In certain latent Gaussian models, the posterior marginals can be highly skewed, e.g., in heavy-tailed likelihoods or binary regression with class imbalance. "Scalable skewed Bayesian inference for latent Gaussian models" (Dutta et al., 26 Feb 2025) introduces a scalable extension to integrated nested Laplace approximations (INLA), wherein some marginals are skew-normal (via transformation $g(\cdot)$ ), and dependence is retained through the Gaussian copula:

$p_{SGC}(\tilde f; \mu, Q, s) = p_N(g^{-1}(\tilde f); \mu, Q) \cdot |\mathrm{Jacobian}|$

Low-rank variational corrections ameliorate mean and covariance errors, and skewness corrections are estimated via variational divergence objectives. Blocking and partial inversions further enhance scalability for large $p$ . Empirical results indicate improved accuracy vis-à-vis classical Gaussian INLA or Laplace-approximate posteriors, particularly in asymmetric and rare event regimes (Dutta et al., 26 Feb 2025).

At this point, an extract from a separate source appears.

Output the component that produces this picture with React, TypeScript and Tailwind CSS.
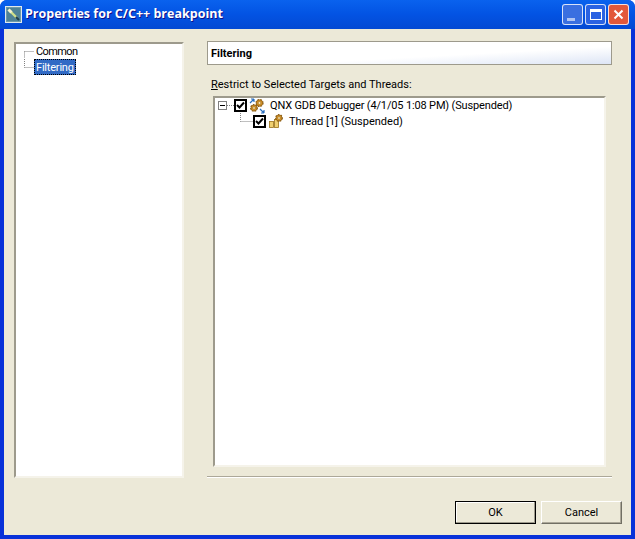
import React from "react";

const FONT = "[font-family:Roboto,sans-serif]";

const Gear = ({ x, y, r, fill = "#d09028" }: { x: number; y: number; r: number; fill?: string }) => (
  <g>
    <circle cx={x} cy={y} r={r + 0.3} fill="none" stroke="#8a5a10" strokeWidth="1.2" strokeDasharray="1.6 1.2" />
    <circle cx={x} cy={y} r={r} fill={fill} stroke="#8a5a10" strokeWidth="0.7" />
    <circle cx={x} cy={y} r={r * 0.4} fill="#fff3c4" stroke="#8a5a10" strokeWidth="0.4" />
  </g>
);

const AppIcon = () => (
  <svg width="17" height="17" viewBox="0 0 17 17" className="shrink-0">
    <rect x="0.5" y="0.5" width="16" height="16" fill="#6d9aa8" stroke="#dfe8ec" />
    <rect x="2" y="2" width="13" height="13" fill="#4f8296" />
    <path d="M5 5 L12 12" stroke="#cfe08a" strokeWidth="2.4" />
    <path d="M3.5 3.5 L6.5 6.5" stroke="#f4f4d0" strokeWidth="3" />
    <path d="M11 11 L14 14" stroke="#22404c" strokeWidth="2" />
  </svg>
);

const CheckBox = () => (
  <span className="flex h-[13px] w-[13px] shrink-0 items-center justify-center border-2 border-black bg-white">
    <svg width="9" height="9" viewBox="0 0 9 9">
      <path d="M1 4 L3.5 6.5 L8 1.5" fill="none" stroke="#000" strokeWidth="2" />
    </svg>
  </span>
);

const TreeLabel = ({
  children,
  selected,
  className = "",
}: {
  children: React.ReactNode;
  selected?: boolean;
  className?: string;
}) => (
  <span
    className={`flex h-[16px] items-center px-[2px] pt-[2px] text-[11px] whitespace-nowrap ${className} ${
      selected ? "bg-[#316ac5] text-white outline-1 -outline-offset-1 outline-dotted outline-black" : "text-black"
    }`}
  >
    {children}
  </span>
);

const Sunken = ({ className, children }: { className: string; children?: React.ReactNode }) => (
  <div className={`border-2 border-t-[#9d9a8c] border-l-[#9d9a8c] border-r-[#f5f3ea] border-b-[#f5f3ea] bg-white ${className}`}>
    {children}
  </div>
);

const Button = ({ children, primary }: { children: React.ReactNode; primary?: boolean }) => (
  <button
    className={`flex h-[23px] w-[81px] items-center justify-center bg-[#ece9d8] pt-[2px] text-[11px] text-black ${
      primary
        ? "border border-black shadow-[inset_-1px_-1px_0_#9d9a8c,inset_1px_1px_0_#fff]"
        : "border border-t-white border-l-white border-r-[#716f64] border-b-[#716f64] shadow-[inset_-1px_-1px_0_#aca899]"
    }`}
  >
    {children}
  </button>
);

const CaptionButton = ({ bg, children }: { bg: string; children: React.ReactNode }) => (
  <span className={`flex h-[21px] w-[21px] items-center justify-center rounded-[3px] border border-white/80 ${bg}`}>
    {children}
  </span>
);

export default function App() {
  return (
    <div className={`flex h-[539px] w-[635px] flex-col overflow-hidden rounded-t-[7px] bg-[#0831d9] ${FONT}`}>
      {/* title bar */}
      <div className="flex h-[29px] shrink-0 items-center bg-gradient-to-b from-[#0a62ee] via-[#0353e3] to-[#0349d3] pr-[6px] pl-[5px]">
        <AppIcon />
        <span className="ml-[3px] font-['Open_Sans',sans-serif] text-[12.5px] font-bold text-white [text-shadow:1px_1px_#0f1089]">
          Properties for C/C++ breakpoint
        </span>
        <div className="ml-auto flex gap-[2px]">
          <CaptionButton bg="bg-[#3a6fe0]">
            <span className="mt-[10px] mr-[4px] h-[3px] w-[8px] bg-white/60" />
          </CaptionButton>
          <CaptionButton bg="bg-[#2a62e2]">
            <span className="h-[11px] w-[12px] border border-t-[3px] border-white" />
          </CaptionButton>
          <CaptionButton bg="bg-[#e2583a]">
            <svg width="11" height="11" viewBox="0 0 11 11">
              <path d="M1.5 1.5 L9.5 9.5 M9.5 1.5 L1.5 9.5" stroke="#fff" strokeWidth="2" />
            </svg>
          </CaptionButton>
        </div>
      </div>

      {/* client area */}
      <div className="mx-1 mb-1 flex flex-1 flex-col bg-[#ece9d8]">
        <div className="flex flex-1 pt-3 pr-[19px] pl-[10px]">
          <Sunken className="mt-px h-[436px] w-[170px] pl-[8px]">
            <div className="flex h-[14px] items-center">
              <svg width="10" height="14" className="shrink-0">
                <path d="M0.5 7.5 H10 M0.5 7.5 V14" stroke="#808080" strokeDasharray="1 1" />
              </svg>
              <TreeLabel className="tracking-[-0.6px]">Common</TreeLabel>
            </div>
            <div className="mt-px flex h-[16px] items-center">
              <svg width="10" height="16" className="shrink-0">
                <path d="M0.5 0 V8.5 M0.5 8.5 H10" stroke="#808080" strokeDasharray="1 1" />
              </svg>
              <TreeLabel selected className="tracking-[-0.2px]">
                Filtering
              </TreeLabel>
            </div>
          </Sunken>

          <div className="ml-[23px] flex w-[405px] flex-col">
            <div className="flex h-[24px] items-center border border-[#9d9a8c] bg-gradient-to-br from-white from-60% to-[#dde5f5] pt-[2px] pl-[3px] text-[11px] font-bold text-black">
              Filtering
            </div>
            <div className="mt-[13px] ml-[4px] text-[11px] leading-[13px] text-black">
              <span className="underline">R</span>estrict to Selected Targets and Threads:
            </div>
            <Sunken className="mx-[6px] mt-[5px] h-[371px] pl-[3px]">
              <div className="flex h-[15px] items-center">
                <span className="flex h-[9px] w-[9px] items-center justify-center border border-[#808080]">
                  <span className="h-px w-[5px] bg-black" />
                </span>
                <svg width="7" height="2" className="shrink-0">
                  <path d="M0 0.5 H7" stroke="#808080" strokeDasharray="1 1" />
                </svg>
                <CheckBox />
                <svg width="16" height="16" viewBox="0 0 16 16" className="ml-[2px] shrink-0">
                  <Gear x={10.5} y={5} r={3.2} />
                  <Gear x={5} y={10} r={3} />
                  <path d="M1 5 L5 1 M5 1 H2 M5 1 V4" stroke="#2a6fc0" strokeWidth="1.2" fill="none" />
                  <path d="M11 11 L15 15 M15 15 H12 M15 15 V12" stroke="#2a6fc0" strokeWidth="1.2" fill="none" />
                </svg>
                <span className="ml-[3px]">
                  <TreeLabel className="tracking-[-0.15px]">QNX GDB Debugger (4/1/05 1:08 PM) (Suspended)</TreeLabel>
                </span>
              </div>
              <div className="flex h-[16px] items-center pl-[22px]">
                <svg width="13" height="16" className="shrink-0">
                  <path d="M0.5 0 V8.5 M0.5 8.5 H13" stroke="#808080" strokeDasharray="1 1" />
                </svg>
                <CheckBox />
                <svg width="16" height="16" viewBox="0 0 16 16" className="ml-[2px] shrink-0">
                  <rect x="1.5" y="8.5" width="4" height="6" fill="#f0d070" stroke="#9a7018" strokeWidth="0.8" />
                  <rect x="6.5" y="6.5" width="4" height="8" fill="#f0d070" stroke="#9a7018" strokeWidth="0.8" />
                  <Gear x={11} y={5} r={3} />
                </svg>
                <span className="ml-[3px]">
                  <TreeLabel>Thread [1] (Suspended)</TreeLabel>
                </span>
              </div>
            </Sunken>
            <div className="mt-[9px] h-[2px] border-t border-b border-t-[#aca899] border-b-white" />
          </div>
        </div>

        {/* buttons */}
        <div className="flex shrink-0 justify-end gap-[5px] pr-[9px] pb-[11px]">
          <Button primary>OK</Button>
          <Button>Cancel</Button>
        </div>
      </div>
    </div>
  );
}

Summary Table: Key Principles Across Frameworks

Principle/Innovation	Example Reference	Key Feature
Adaptive basis neural surrogates	(Snoek et al., 2015)	Linear in $N$ scaling, cubic only in basis size $D$
Divide-and-conquer + Wasserstein	(Srivastava et al., 2015)	Barycenter aggregation, function-invariant contraction
Product-form factorization	(Atchade, 2015)	Parallel MCMC, optimal contraction via local regressions
Block-diagonal model selection	(Papaspiliopoulos et al., 2016)	Localized inference, exponential-in-block not variable
Hilbert-norm Bayesian coresets	(Campbell et al., 2017)	Inner-product-based coreset, projection scaling
Particle-based/SGMCMC flows	(Chen et al., 2018, Duffield et al., 31 May 2024)	Gradient flows, mini-batch, parallel/ensemble sampling
Variational/laplace w/ skewness	(Dutta et al., 26 Feb 2025)	Skew marginals, copula dependence, variational adjust.

Scalable Bayesian frameworks thus employ a diverse set of algorithmic, algebraic, geometric, and systems-oriented strategies to ensure that uncertainty quantification, model selection, and posterior approximation remain accurate and computationally feasible as models, data, or resources scale. These frameworks have demonstrated substantial impact in hyperparameter optimization, high-dimensional graphical models, fast Bayesian deep learning, large-scale probabilistic programming, high-throughput model selection, optimal experimental design, and complex real-world applications where classical Bayesian approaches are intractable.